Encontrámos alguns grupos de pessoas que desciam devido ao mau tempo, como tínhamos feito no dia anterior. Quem não tinha raquetes, mais cedo ou mais tarde dava a volta para trás. Já perto da parte mais alta do percurso, tentámos em vão recolher dados de um PDA emprestado para utilizar num GPS de um grupo de Pamplona. A tarefa revelou-se impossível de realizar e o vento gelado quase nos transformou em estátuas de gelo. O tal grupo de Pamplona deu a volta e nós decidimos arriscar a travessia, entre muita neve, muito vento e muita bruma.
Quase fizemos uma festa quando avistámos a placa que nos indicava o final da travessia dos Barrerones, a zona mais exposta do percurso. Faltava-nos ainda uma grande parte do caminho, com algum risco de nos perdermos, mas os nossos experientes guias levaram-nos a bom porto e foi com grande emoção que finalmente atingimos o refúgio. Julgo que teremos sido os únicos a fazê-lo naquele dia.
No dia seguinte, acordámos sob um espesso manto de nevoeiro, que se foi dissipando às primeiras horas, dando lugar a um dos mais belos dias que vivi numa montanha.
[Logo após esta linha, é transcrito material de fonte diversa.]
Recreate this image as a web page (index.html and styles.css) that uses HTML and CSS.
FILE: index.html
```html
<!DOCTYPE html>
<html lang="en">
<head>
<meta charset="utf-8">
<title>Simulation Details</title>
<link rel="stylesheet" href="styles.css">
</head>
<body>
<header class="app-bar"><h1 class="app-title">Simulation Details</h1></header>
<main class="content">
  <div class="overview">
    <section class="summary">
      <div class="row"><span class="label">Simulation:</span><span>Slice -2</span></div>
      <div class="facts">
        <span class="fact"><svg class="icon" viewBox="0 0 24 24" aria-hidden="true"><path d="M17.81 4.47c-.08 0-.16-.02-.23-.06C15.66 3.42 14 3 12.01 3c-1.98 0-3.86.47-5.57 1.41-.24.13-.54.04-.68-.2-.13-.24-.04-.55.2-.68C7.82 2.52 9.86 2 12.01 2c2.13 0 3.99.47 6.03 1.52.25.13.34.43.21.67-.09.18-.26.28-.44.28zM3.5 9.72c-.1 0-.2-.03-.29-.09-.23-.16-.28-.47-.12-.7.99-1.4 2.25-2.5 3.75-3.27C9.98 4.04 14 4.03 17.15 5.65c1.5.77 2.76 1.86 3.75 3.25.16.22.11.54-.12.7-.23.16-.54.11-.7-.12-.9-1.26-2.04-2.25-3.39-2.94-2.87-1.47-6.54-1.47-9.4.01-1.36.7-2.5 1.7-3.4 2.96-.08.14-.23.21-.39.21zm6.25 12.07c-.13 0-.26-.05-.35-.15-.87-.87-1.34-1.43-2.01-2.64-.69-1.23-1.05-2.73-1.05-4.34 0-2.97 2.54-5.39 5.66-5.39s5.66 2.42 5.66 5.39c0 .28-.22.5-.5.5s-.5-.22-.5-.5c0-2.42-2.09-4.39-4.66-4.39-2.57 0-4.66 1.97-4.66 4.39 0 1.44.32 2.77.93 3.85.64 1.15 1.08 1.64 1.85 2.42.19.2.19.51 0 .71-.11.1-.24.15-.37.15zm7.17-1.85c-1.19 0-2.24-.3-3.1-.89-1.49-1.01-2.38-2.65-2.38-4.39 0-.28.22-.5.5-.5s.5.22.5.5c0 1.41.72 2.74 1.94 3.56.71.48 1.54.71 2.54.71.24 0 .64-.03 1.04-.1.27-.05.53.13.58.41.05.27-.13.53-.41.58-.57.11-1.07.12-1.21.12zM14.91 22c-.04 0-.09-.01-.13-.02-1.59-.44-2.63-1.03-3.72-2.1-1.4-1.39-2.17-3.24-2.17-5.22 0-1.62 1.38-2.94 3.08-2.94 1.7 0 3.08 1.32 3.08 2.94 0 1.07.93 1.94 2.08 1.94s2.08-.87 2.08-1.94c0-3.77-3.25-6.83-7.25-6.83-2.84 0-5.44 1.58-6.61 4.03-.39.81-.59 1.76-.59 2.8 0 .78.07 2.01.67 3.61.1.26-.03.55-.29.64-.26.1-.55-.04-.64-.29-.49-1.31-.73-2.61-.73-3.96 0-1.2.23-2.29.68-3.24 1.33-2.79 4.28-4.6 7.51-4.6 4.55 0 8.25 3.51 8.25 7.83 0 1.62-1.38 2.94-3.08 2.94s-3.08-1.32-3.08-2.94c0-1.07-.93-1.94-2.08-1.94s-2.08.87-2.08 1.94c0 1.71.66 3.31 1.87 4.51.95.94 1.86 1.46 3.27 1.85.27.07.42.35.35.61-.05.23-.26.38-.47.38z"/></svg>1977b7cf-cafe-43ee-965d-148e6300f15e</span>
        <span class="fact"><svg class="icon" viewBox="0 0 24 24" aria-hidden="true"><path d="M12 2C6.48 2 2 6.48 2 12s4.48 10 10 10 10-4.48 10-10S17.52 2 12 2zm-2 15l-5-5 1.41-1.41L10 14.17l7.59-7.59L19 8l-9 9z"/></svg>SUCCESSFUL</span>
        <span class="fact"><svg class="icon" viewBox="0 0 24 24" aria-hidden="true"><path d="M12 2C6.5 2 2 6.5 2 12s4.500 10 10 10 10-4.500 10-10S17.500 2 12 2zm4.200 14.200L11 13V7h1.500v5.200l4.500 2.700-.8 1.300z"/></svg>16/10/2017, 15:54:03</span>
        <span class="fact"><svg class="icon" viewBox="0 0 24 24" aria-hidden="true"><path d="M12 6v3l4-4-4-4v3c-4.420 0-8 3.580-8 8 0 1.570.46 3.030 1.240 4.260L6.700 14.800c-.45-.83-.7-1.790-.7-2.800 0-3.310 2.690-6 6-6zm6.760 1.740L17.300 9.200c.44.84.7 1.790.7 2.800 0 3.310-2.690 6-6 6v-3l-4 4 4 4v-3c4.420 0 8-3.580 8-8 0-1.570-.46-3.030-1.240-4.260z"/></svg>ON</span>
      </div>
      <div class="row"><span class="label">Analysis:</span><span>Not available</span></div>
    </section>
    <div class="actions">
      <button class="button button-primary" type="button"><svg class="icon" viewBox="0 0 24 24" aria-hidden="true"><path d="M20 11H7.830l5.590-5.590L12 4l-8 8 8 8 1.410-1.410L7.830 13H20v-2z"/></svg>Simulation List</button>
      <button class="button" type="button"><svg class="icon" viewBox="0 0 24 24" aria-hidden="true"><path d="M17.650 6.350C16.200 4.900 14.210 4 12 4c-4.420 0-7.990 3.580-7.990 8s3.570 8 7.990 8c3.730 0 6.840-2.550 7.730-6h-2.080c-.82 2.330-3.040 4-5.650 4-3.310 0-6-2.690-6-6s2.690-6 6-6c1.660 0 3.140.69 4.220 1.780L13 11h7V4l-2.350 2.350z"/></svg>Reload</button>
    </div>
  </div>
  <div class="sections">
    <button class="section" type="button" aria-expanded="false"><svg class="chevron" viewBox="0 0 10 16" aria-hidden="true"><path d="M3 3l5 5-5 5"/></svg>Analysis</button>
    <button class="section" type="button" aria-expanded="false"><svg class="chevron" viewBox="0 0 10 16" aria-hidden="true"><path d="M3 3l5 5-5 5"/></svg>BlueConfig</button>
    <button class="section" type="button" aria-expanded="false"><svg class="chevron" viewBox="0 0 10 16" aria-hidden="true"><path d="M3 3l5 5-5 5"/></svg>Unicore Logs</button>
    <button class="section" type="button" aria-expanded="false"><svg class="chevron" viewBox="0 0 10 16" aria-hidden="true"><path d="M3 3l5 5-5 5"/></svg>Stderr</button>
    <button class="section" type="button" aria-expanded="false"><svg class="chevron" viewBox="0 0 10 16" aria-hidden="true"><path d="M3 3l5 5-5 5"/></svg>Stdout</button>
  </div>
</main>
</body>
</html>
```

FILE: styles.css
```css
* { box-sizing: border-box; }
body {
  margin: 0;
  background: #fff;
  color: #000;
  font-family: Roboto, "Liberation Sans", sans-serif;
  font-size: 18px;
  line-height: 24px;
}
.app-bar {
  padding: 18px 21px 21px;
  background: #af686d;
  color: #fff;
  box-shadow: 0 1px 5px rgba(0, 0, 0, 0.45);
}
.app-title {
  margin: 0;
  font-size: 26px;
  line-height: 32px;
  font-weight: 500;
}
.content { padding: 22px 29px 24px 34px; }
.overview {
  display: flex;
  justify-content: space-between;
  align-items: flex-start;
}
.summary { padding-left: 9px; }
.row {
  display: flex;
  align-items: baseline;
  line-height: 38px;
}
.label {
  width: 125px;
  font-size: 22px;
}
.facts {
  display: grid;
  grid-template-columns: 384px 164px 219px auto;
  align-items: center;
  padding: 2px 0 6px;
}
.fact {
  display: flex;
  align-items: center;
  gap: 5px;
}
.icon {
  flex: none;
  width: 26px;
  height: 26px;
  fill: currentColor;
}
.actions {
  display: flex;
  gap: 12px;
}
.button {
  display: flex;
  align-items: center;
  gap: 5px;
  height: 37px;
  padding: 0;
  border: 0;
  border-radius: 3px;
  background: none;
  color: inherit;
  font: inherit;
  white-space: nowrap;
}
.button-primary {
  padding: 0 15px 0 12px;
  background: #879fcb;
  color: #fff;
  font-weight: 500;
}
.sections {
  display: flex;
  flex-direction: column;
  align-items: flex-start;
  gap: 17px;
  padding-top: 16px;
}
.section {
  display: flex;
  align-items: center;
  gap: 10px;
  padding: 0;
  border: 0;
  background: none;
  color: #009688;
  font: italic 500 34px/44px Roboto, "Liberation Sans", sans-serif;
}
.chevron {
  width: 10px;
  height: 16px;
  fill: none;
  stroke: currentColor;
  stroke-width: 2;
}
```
Havia neve por todo o lado, mas finalmente o céu estava azul, sem um único farrapinho de nuvem.
Estávamos à porta do refúgio a celebrar o bom tempo quando vemos um vulto a deslocar-se na nossa direcção. Tratava-se de um conhecido do guarda do refúgio, que tinha sido surpreendido pelo temporal do dia anterior e que, apesar de conhecer bem o local, se tinha perdido, acabando por dormir ao relento, sozinho e sem qualquer fonte de luz!
Parecia um sobrevivente de um massacre. Chegou ao refúgio com a expressão de um afogado resgatado das ondas.
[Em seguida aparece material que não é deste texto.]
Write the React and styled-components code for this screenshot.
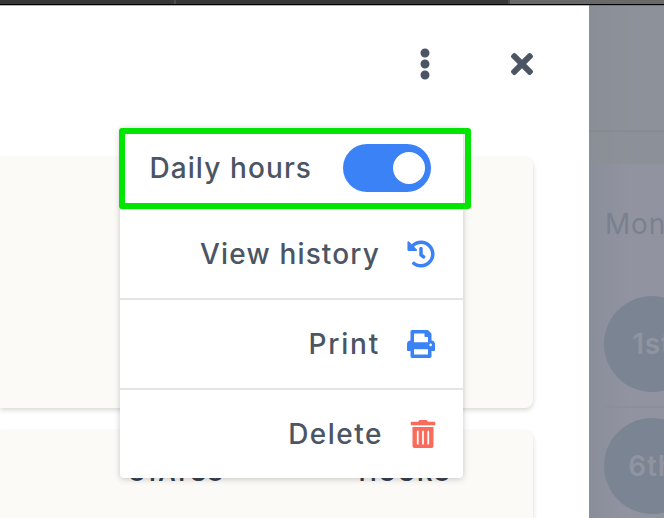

Nessa altura já estávamos sozinhos no refúgio, depois de um outro grupo que lá se encontrava ter decidido regressar, provavelmente com receio de mais temporal.
Pela nossa parte, fomos para uma pequena cascata gelada dar uso às ferramentas de escalada no gelo. Escalei pela primeira vez na vida uma cascata à frente da corda, a proteger-me com parafusos de gelo. Fiquei viciado, mas deu para ver que estou muito verdinho nesta actividade. Aqui, ao contrário do que acontece na rocha, não convém muito cair. As protecções colocadas no gelo são um bocado temperamentais e as ferramentas que temos nas mão e nos pés não são muito compatíveis com a dinâmica da queda.
Mais tarde tentaria uma outra cascata, já mais a sério, e pela segunda vez num curto espaço de tempo, fui forçado a voltar humildemente para trás por falta de coragem para avançar.
Escalar sobre gelo é uma actividade perigosa, mas muito, muito viciante.
Poderão achar estranho, mas uma sucessão de coincidências fez com que nenhum de nós os seis levasse uma máquina fotográfica para o refúgio, pelo que apenas disponho destas três singelas fotos, tiradas muito longe dali, que dão um aspecto da quantidade de neve que por lá havia.
No dia seguinte, regressámos ao carro pelo caminho mais longo, para gozarmos a paisagem e o bom tempo. Fizemos um percurso algo mais cansativo, mas valeu bem pela vista que pudemos apreciar das montanhas em redor.
Às vezes sinto-me um bocado como se fosse um madrileno viciado em surf. Regresso das montanhas e já só penso na próxima vez que puder voltar.
Já dizia o Variações: "só estou bem aonde não estou".
Enquanto almoçávamos, mesmo antes de regressarmos a casa, a televisão transmitia um especial sobre o Carnaval no Brasil. Nós tinhamos estado nos antípodas desta forma de viver o Carnaval. Desde a temperatura à euforia tudo estava no pólo oposto. Senti-me um ermita largado numa pista de dança de uma discoteca nova-iorquina.
Não consigo deixar de preferir a nobreza das montanhas ao hedonismo destes Carnavais, mas isso são cá coisas minhas.